A computer is like a toaster within which market forces not only continue their battle, but dare to impede its functionality in the pursuit of a sale at any price. I am watching this phenomenon right now: Internet Explorer, which I do not use, updated itself overnight, and then froze the computer, so I lost minutes closing it and sending Microsoft an error message (which I make sure always to do out of spite). Gmail likes to tell me I am using an unsupported browser and therefore persuade me to download Google Chrome or something called Chrome Frame, thereby slowing down my reading of email.

Imagine a toaster which happily toasted only the brand of bread distributed by the toaster manufacturer, and ejected all others burnt.

Bradley Manning

Secrecy and democracy are inconsistent. While any practical person may grant that some covert policy is appropriate at times especially in wartime, the people cannot properly evaluate their officials at times when the majority of policy is condicted in the shadows. In such times, people like Daniel Ellsberg and Bradley Manning heroically act to expose things which should have been visible in the first place.
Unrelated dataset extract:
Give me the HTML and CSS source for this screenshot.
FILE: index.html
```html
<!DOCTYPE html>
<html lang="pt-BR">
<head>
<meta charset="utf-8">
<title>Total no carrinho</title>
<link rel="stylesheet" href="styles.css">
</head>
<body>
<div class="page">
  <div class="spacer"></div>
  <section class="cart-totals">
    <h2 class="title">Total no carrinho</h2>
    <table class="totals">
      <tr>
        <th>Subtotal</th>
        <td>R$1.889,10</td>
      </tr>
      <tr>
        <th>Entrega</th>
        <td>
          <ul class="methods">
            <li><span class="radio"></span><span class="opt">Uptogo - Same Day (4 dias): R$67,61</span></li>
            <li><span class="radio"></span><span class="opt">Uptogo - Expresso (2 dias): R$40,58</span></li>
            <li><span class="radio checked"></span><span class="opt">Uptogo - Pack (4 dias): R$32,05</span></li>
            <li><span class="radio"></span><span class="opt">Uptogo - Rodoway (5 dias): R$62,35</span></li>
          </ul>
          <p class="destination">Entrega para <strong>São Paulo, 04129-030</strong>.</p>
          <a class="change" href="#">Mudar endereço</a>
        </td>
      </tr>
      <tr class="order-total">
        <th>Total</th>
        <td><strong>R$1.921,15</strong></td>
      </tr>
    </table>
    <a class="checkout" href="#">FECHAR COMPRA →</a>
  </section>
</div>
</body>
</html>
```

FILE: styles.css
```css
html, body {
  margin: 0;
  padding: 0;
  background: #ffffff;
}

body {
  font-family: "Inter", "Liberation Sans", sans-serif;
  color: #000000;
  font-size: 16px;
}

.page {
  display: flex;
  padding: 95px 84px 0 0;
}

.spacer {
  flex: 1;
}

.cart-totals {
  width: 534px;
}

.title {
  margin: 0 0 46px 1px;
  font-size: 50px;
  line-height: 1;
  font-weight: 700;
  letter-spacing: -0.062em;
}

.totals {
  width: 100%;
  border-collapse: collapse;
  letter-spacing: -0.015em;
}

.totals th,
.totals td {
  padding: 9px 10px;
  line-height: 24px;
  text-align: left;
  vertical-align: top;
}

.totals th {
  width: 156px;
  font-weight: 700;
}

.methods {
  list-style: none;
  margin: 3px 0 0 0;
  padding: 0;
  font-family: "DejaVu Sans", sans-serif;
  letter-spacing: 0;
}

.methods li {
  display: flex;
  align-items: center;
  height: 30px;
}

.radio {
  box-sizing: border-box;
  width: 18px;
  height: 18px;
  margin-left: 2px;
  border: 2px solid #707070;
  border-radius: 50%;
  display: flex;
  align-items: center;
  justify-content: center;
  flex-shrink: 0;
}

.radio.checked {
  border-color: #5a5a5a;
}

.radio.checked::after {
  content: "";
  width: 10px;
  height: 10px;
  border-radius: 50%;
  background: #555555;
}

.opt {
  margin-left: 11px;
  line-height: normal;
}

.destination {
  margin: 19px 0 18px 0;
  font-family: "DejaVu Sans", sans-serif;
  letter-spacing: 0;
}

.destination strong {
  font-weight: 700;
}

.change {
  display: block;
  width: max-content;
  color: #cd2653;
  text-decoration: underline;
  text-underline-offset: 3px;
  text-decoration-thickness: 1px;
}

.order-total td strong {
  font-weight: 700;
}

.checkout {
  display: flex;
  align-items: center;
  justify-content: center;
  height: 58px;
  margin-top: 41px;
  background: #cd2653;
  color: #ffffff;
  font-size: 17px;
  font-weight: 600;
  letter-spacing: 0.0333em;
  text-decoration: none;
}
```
I feel a small comfort in the fact the military judge did not convict Manning of the charge of giving comfort to the enemy. This is the great lie that has been told at all precarious times, that acting to counterbalance or democratize one's own adrift government is sympathetic to its foes. Manning nevertheless will likely spend the rest of his life in prison for an act I will always see as one of patriotism.

Edward Snowden

Snowden's actions were even more key to the preservation of a democracy than Manning's, as he disclosed the eye turned inwards. Thanks to him we know for sure that the NSA has access to all of our phone logs, a violation of personal privacy that should have been deeply disturbing to all Americans. We have been sliding for many years towards a total surveillance state and culture, while the protections of our Constitution and the need for warrants in particular becomes ever slighter. I hope Snowden stays free. Giving up his home, the right to live in his own country, was itself a terrible consequence of his patriotism.
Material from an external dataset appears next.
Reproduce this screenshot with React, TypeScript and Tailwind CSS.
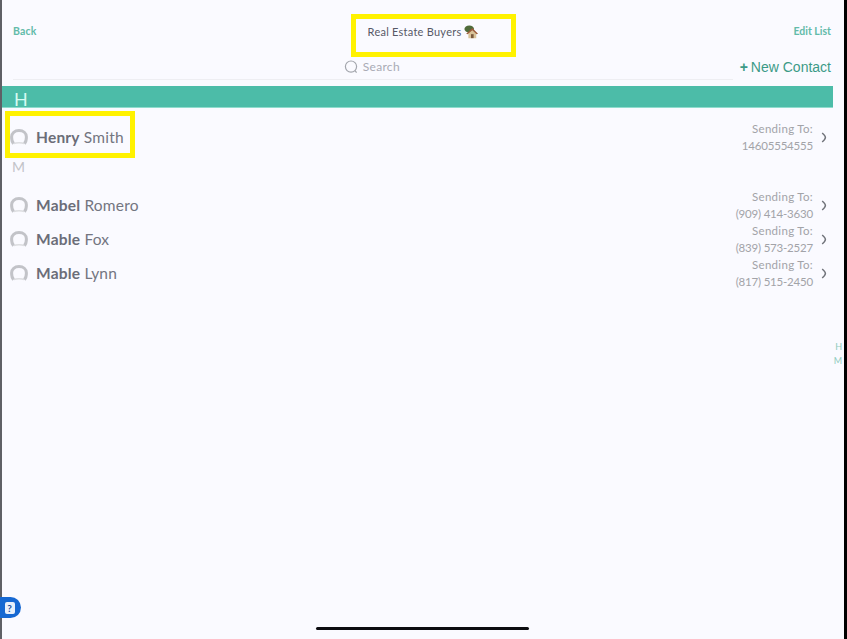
import React from 'react';

type Contact = {
  first: string;
  last: string;
  phone: string;
};

const mContacts: Contact[] = [
  { first: 'Mabel', last: 'Romero', phone: '(909) 414-3630' },
  { first: 'Mable', last: 'Fox', phone: '(839) 573-2527' },
  { first: 'Mable', last: 'Lynn', phone: '(817) 515-2450' },
];

function HouseEmoji() {
  return (
    <svg viewBox="0 0 16 16" className="w-[14px] h-[14px] ml-[3px]">
      <ellipse cx="6" cy="4.5" rx="5.5" ry="4" fill="#4f6b3a" />
      <path d="M3 10 L9.5 4.5 L15.5 10 L14 10 L14 15 L5 15 L5 10 Z" fill="#d9c39a" />
      <path d="M2.5 10 L9.5 3.5 L16 10 L14.5 10.5 L9.5 6 L4 10.5 Z" fill="#9a5a3c" />
      <rect x="8" y="10.5" width="3" height="4.5" fill="#7b5a3e" />
    </svg>
  );
}

function Avatar() {
  return (
    <svg viewBox="0 0 18 16" className="w-[18px] h-[16px] shrink-0" fill="none">
      <path d="M4 14.5 C6 13.6 12 13.6 14 14.5" stroke="#dcdde0" strokeWidth="1.5" />
      <path
        d="M3.6 14.6 C2 13 1.6 10.5 1.6 8 C1.6 4 4.6 1.6 9 1.6 C13.4 1.6 16.4 4 16.4 8 C16.4 10.5 16 13 14.4 14.6"
        stroke="#c2c3c8"
        strokeWidth="3"
      />
    </svg>
  );
}

function Row({ contact, className }: { contact: Contact; className?: string }) {
  return (
    <div className={`flex items-center h-[34px] pl-[10px] pr-[20px] ${className ?? ''}`}>
      <Avatar />
      <div className="ml-[8px] mt-[2px] text-[15.5px] tracking-[0.2px] text-[#73757f]">
        <span className="font-bold text-[#6b6d78]">{contact.first}</span> {contact.last}
      </div>
      <div className="ml-auto text-right text-[11.5px] leading-[17px] text-[#a2a3a8]">
        <div className="tracking-[0.3px]">Sending To:</div>
        <div className="tracking-[-0.2px]">{contact.phone}</div>
      </div>
      <svg viewBox="0 0 6 11" className="w-[6px] h-[11px] ml-[8px]" fill="none" stroke="#70737a" strokeWidth="1.5">
        <path d="M1.2 1 C3.5 3 4.4 4.5 4.4 5.5 C4.4 6.5 3.5 8 1.2 10" />
      </svg>
    </div>
  );
}

export default function App() {
  return (
    <div className="relative w-[847px] h-[639px] overflow-hidden bg-[#fafaff] font-['Lato',sans-serif]">
      <div className="absolute left-0 top-0 bottom-0 w-[2px] bg-[#5f6066]" />
      <div className="absolute right-0 top-0 bottom-0 w-[3px] bg-black" />

      {/* top bar */}
      <div className="flex items-start justify-between h-[57px] pt-[25px] pl-[13px] pr-[16px]">
        <button className="text-[10.5px] leading-[12px] font-bold tracking-[0.2px] text-[#62bba9]">Back</button>
        <div className="flex items-center text-[11px] leading-[14px] tracking-[0.25px] text-[#565866] ml-[16px]">
          Real Estate Buyers
          <HouseEmoji />
        </div>
        <button className="text-[10.5px] leading-[12px] font-bold text-[#62bba9]">Edit List</button>
      </div>

      {/* search */}
      <div className="flex items-end h-[23px] pr-[16px]">
        <div className="flex-1 h-[23px] ml-[13px] border-b border-[#eeeef2]">
          <div className="flex items-center justify-center h-[19px] gap-[5px] ml-[-2px] text-[12px] tracking-[0.3px] text-[#a9abb5]">
            <svg viewBox="0 0 14 14" className="w-[14px] h-[14px]" fill="none" stroke="#a3a6ad" strokeWidth="1.2">
              <circle cx="7" cy="6.6" r="5.6" />
              <path d="M11 10.6 L12.6 12.6" />
            </svg>
            Search
          </div>
        </div>
        <div className="flex items-center h-[24px] mb-[1px] ml-[7px] font-['Liberation_Sans',sans-serif] text-[14px] text-[#3c9a87]">
          <span className="font-bold mr-[3px]">+</span>New Contact
        </div>
      </div>

      {/* section H */}
      <div className="mt-[6px] h-[22px] mr-[14px] bg-[#4cbca8] border-b border-[#8fdccd] pl-[14px] text-[18px] leading-[27px] text-[#d6fbf2]">
        H
      </div>

      <Row
        contact={{ first: 'Henry', last: 'Smith', phone: '14605554555' }}
        className="mt-[12px]"
      />

      <div className="pl-[12px] mt-[3px] h-[24px] text-[14px] leading-[20px] text-[#c2c3c8]">M</div>

      <div className="mt-[7px]">
        {mContacts.map((c) => (
          <Row key={c.first + c.last} contact={c} />
        ))}
      </div>

      {/* alphabet index */}
      <div className="absolute right-[5px] top-[340px] text-[9px] leading-[14px] text-right text-[#8fcbbd]">
        <div>H</div>
        <div>M</div>
      </div>

      {/* help bubble */}
      <div className="absolute left-0 top-[597px] w-[21px] h-[21px] rounded-r-full bg-[#1668d2] flex items-center justify-center">
        <div className="w-[10px] h-[12px] ml-[-2px] rounded-[2px] bg-[#e8f0fb] text-[10px] leading-[12px] font-bold text-center text-[#1d4f9c]">?</div>
      </div>

      {/* home indicator */}
      <div className="absolute left-[316px] top-[627px] w-[213px] h-[3px] rounded-full bg-[#0c0c10]" />

      {/* yellow highlights */}
      <div className="absolute left-[351px] top-[14px] w-[165px] h-[43px] border-[5px] border-[#fff200]" />
      <div className="absolute left-[5px] top-[111px] w-[130px] h-[47px] border-[5px] border-[#fff200]" />
    </div>
  );
}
Banks and the resurgent class system

Millions of Americans can't get a bank account because they once bounced a check somewhere. Banks are again closing branches in less lucrative neighborhoods. As a result, some fully employed people are being forced back into the nether economy of the expensive check cashing stores, red-lined again as they were in the sixties, with no access to credit other than the predatory schemes of high interest rate furniture and appliance financiers. We are sliding back into a world of discrimination and poverty we outgrew intellectually and morally: we know better than this.

Spitzer and Weiner

I don't believe either of these very messed up individuals deserves a second act in New York politics. Something about the city has always made it something of a freakshow; the same flexibility which means that people who were celebrities anywhere else have a chance to be elected here also dictates that people who have offended the red heartlands may find more tolerance. But being in politics while texting pictures of your crotch should really be inconsistent with public politics in any time and place, as should an addiction to prostitutes.

Christine Quinn

Quinn is someone I wish I could support; her background and presentation are very sympathetic. But she also illustrates a truism, that you can't prevail in this town without selling your soul to Wall Street somewhere along the way. The city would be a populist democracy if the votes of Brooklyn, the Bronx and Harlem really counted, but the Democratic machine, the corruptions of campaign finance, and the depradations of billionaires with political ambitions such as Michael Bloomberg continue to ensure you can't move or breathe in this town for long without Wall Street support. It is an oligarchy in practice, and has been almost since the inception, and no-one can aspire to run it or be advanced in it without being at peace with the oligarchy.

Crashing my Android

I try not to brag too much, but I probably am one of the few people who have crashed an Android phone by downloading too many books, and maybe the only one who overwhelmed it with Macaulay's History of England.